3 Ziele und 3 Fragen für ODIS

Projektart
Publikation
Datum
22.05.2018

Die Technologiestiftung hat vor kurzem den Bericht “Open Data in der Berliner Verwaltung” veröffentlicht, der sich mit dem Status quo von Open Data in der Landesverwaltung befasst. Zudem macht der Report Vorschläge, wie Policies und Prozesse rund um Open Data verbessert werden können, um die Bedürfnisse von Datenbereitsteller*innen und -nutzer*innen besser zu erfüllen. Die Ergebnisse der Studie zeigen deutlich, dass trotz einer vergleichsweise großen Zahl von Veröffentlichungen im Berliner Datenportal und wachsender Unterstützung der Leitungsebene bei alltäglichen Open Data-Prozessen noch Luft nach oben bleibt. Viele Behörden und Ämter haben zum Beispiel keine umfassende Übersicht über ihre eigenen Datenbestände, und das Fehlen von Personen, die Datenaktivitäten koordinieren, führt zur Verwirrung, wer für das Thema überhaupt verantwortlich ist.

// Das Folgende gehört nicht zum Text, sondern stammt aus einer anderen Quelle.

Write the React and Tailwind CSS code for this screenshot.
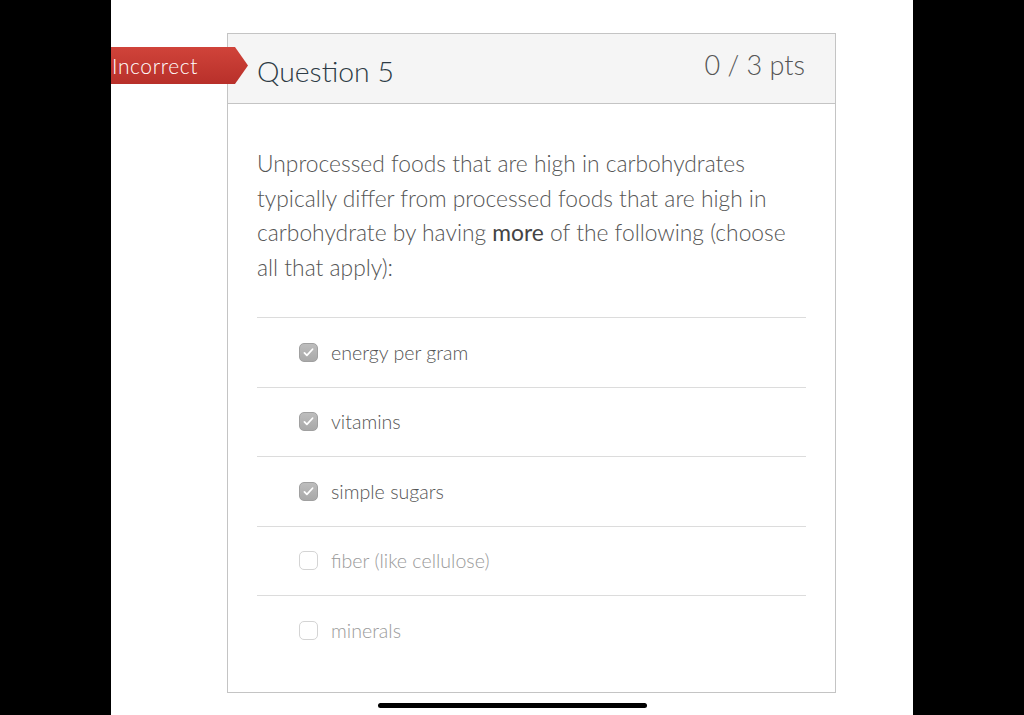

Probleme im System zu identifizieren ist leicht. Viel schwieriger ist es, passende Lösungen zu entwickeln und Verantwortung richtig zu verteilen. Manche Herausforderungen verlangen eher nach einem Top-Down-Ansatz: Es ist höchst unwahrscheinlich, dass das komplexe Netz von Ämtern, Behörden, Senatsverwaltungen und Bezirken in Berlin eine funktionierende, effiziente Datenkoordinationsstrategie hervorbringen könnte, ohne dass eine höhere Autorität eingreift und den Prozess steuert (die zweistufige Verwaltung des Stadtstaates Berlin macht die Sache nicht einfacher). Bei anderen Herausforderungen ergibt es mehr Sinn, nach dem Bottom-Up-Prinzip vorzugehen, um nicht an konkreten Bedarfen vorbei zu planen.

Unsere Antwort: ODIS

Um das Open Data-Angebot im Land Berlin strategisch und praktisch weiterzuentwickeln, haben wir zusammen mit der Senatsverwaltung für Wirtschaft, Energie und Betriebe die „Open Data Informationsstelle“ (kurz: ODIS) ins Leben gerufen. Wie im Namen bereits anklingt, soll ODIS in erster Linie eine Anlaufstelle werden, die das Wissen über Open Data in Berlin bündelt und verbreitet. Zum Beginn haben wir uns für unsere Aktivitäten drei Schwerpunkte gesetzt, um die in der erwähnten Studie identifizierten Herausforderungen anzugehen.

Einen “Helpdesk” für praktische, Open Data-bezogene Fragen aus der Verwaltung schaffen

Für die meisten Verwaltungsbeschäftigten gibt es zur Zeit keine klaren Ansprechpartner bei Fragen zum Umgang mit offenen Daten (oder auch zu Daten allgemein). Die meisten Abteilungen haben keine designierten Datenspezialisten oder –koordinatoren. Auch auf Seiten des Berliner Open Data Portals fehlen die Ressourcen, um über die bloße Gewährleistung technischer Funktionalität auch redaktionelle Arbeit (etwa Qualitätsprüfungen einzelner Datensätze) zu leisten. ODIS will diese Lücken füllen und Verwaltungsbeschäftigten Unterstützung und Ressourcen anbieten, um bei der Aufbereitung, Veröffentlichung und Nutzung öffentlicher Datensätze zu helfen.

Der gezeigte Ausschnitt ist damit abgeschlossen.